### What the exercise asks
Each line of the material must be repeated precisely, with the pictures left out.

____ Data section

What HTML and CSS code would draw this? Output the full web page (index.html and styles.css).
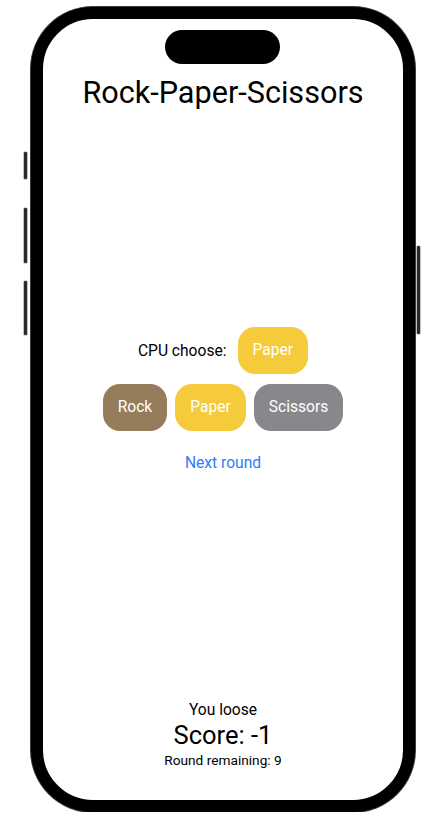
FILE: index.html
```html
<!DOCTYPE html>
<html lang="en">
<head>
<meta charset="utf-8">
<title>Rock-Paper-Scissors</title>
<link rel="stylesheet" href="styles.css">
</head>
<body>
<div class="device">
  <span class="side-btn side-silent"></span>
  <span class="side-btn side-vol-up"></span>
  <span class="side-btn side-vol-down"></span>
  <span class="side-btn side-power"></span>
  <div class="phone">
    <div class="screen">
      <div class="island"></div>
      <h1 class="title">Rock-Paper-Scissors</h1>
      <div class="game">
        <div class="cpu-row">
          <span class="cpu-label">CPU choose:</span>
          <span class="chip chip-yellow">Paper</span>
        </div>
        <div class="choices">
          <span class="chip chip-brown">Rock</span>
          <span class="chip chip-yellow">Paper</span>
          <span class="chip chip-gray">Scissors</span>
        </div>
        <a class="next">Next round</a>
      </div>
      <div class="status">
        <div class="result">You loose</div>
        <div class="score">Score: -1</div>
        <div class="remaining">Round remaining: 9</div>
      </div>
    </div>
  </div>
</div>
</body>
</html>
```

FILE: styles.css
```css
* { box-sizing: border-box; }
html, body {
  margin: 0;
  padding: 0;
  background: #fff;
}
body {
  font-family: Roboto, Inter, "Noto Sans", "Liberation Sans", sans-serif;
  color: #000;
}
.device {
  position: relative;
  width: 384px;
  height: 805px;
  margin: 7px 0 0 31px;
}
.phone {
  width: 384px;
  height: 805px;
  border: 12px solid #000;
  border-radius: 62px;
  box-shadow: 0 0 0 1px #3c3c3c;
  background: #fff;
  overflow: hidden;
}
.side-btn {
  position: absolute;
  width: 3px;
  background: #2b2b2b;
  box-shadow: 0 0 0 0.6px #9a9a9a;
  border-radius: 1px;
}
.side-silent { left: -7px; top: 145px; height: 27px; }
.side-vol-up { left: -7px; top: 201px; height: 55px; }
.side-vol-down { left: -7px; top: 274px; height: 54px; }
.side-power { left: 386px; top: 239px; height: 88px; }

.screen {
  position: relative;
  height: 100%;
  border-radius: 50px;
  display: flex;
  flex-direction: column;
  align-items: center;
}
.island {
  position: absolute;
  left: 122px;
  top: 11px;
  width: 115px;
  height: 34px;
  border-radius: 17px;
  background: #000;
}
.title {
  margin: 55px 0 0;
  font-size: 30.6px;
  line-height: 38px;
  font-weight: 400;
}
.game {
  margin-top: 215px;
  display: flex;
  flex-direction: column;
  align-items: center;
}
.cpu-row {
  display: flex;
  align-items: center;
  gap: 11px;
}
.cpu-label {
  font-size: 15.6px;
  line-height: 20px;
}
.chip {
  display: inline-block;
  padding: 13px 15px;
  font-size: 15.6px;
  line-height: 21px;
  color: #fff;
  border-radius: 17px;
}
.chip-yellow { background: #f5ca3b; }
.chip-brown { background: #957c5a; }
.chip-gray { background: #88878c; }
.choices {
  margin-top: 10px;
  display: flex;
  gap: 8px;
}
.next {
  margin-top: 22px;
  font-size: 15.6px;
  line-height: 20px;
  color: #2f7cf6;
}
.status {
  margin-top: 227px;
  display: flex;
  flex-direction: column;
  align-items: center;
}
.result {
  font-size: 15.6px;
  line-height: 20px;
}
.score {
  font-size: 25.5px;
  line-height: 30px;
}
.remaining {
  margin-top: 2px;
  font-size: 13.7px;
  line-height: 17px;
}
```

________

### Answer below
What HTML and CSS code would draw this? Output the full web page (index.html and styles.css).
FILE: index.html
```html
<!DOCTYPE html>
<html lang="en">
<head>
<meta charset="utf-8">
<title>Rock-Paper-Scissors</title>
<link rel="stylesheet" href="styles.css">
</head>
<body>
<div class="device">
  <span class="side-btn side-silent"></span>
  <span class="side-btn side-vol-up"></span>
  <span class="side-btn side-vol-down"></span>
  <span class="side-btn side-power"></span>
  <div class="phone">
    <div class="screen">
      <div class="island"></div>
      <h1 class="title">Rock-Paper-Scissors</h1>
      <div class="game">
        <div class="cpu-row">
          <span class="cpu-label">CPU choose:</span>
          <span class="chip chip-yellow">Paper</span>
        </div>
        <div class="choices">
          <span class="chip chip-brown">Rock</span>
          <span class="chip chip-yellow">Paper</span>
          <span class="chip chip-gray">Scissors</span>
        </div>
        <a class="next">Next round</a>
      </div>
      <div class="status">
        <div class="result">You loose</div>
        <div class="score">Score: -1</div>
        <div class="remaining">Round remaining: 9</div>
      </div>
    </div>
  </div>
</div>
</body>
</html>
```

FILE: styles.css
```css
* { box-sizing: border-box; }
html, body {
  margin: 0;
  padding: 0;
  background: #fff;
}
body {
  font-family: Roboto, Inter, "Noto Sans", "Liberation Sans", sans-serif;
  color: #000;
}
.device {
  position: relative;
  width: 384px;
  height: 805px;
  margin: 7px 0 0 31px;
}
.phone {
  width: 384px;
  height: 805px;
  border: 12px solid #000;
  border-radius: 62px;
  box-shadow: 0 0 0 1px #3c3c3c;
  background: #fff;
  overflow: hidden;
}
.side-btn {
  position: absolute;
  width: 3px;
  background: #2b2b2b;
  box-shadow: 0 0 0 0.6px #9a9a9a;
  border-radius: 1px;
}
.side-silent { left: -7px; top: 145px; height: 27px; }
.side-vol-up { left: -7px; top: 201px; height: 55px; }
.side-vol-down { left: -7px; top: 274px; height: 54px; }
.side-power { left: 386px; top: 239px; height: 88px; }

.screen {
  position: relative;
  height: 100%;
  border-radius: 50px;
  display: flex;
  flex-direction: column;
  align-items: center;
}
.island {
  position: absolute;
  left: 122px;
  top: 11px;
  width: 115px;
  height: 34px;
  border-radius: 17px;
  background: #000;
}
.title {
  margin: 55px 0 0;
  font-size: 30.6px;
  line-height: 38px;
  font-weight: 400;
}
.game {
  margin-top: 215px;
  display: flex;
  flex-direction: column;
  align-items: center;
}
.cpu-row {
  display: flex;
  align-items: center;
  gap: 11px;
}
.cpu-label {
  font-size: 15.6px;
  line-height: 20px;
}
.chip {
  display: inline-block;
  padding: 13px 15px;
  font-size: 15.6px;
  line-height: 21px;
  color: #fff;
  border-radius: 17px;
}
.chip-yellow { background: #f5ca3b; }
.chip-brown { background: #957c5a; }
.chip-gray { background: #88878c; }
.choices {
  margin-top: 10px;
  display: flex;
  gap: 8px;
}
.next {
  margin-top: 22px;
  font-size: 15.6px;
  line-height: 20px;
  color: #2f7cf6;
}
.status {
  margin-top: 227px;
  display: flex;
  flex-direction: column;
  align-items: center;
}
.result {
  font-size: 15.6px;
  line-height: 20px;
}
.score {
  font-size: 25.5px;
  line-height: 30px;
}
.remaining {
  margin-top: 2px;
  font-size: 13.7px;
  line-height: 17px;
}
```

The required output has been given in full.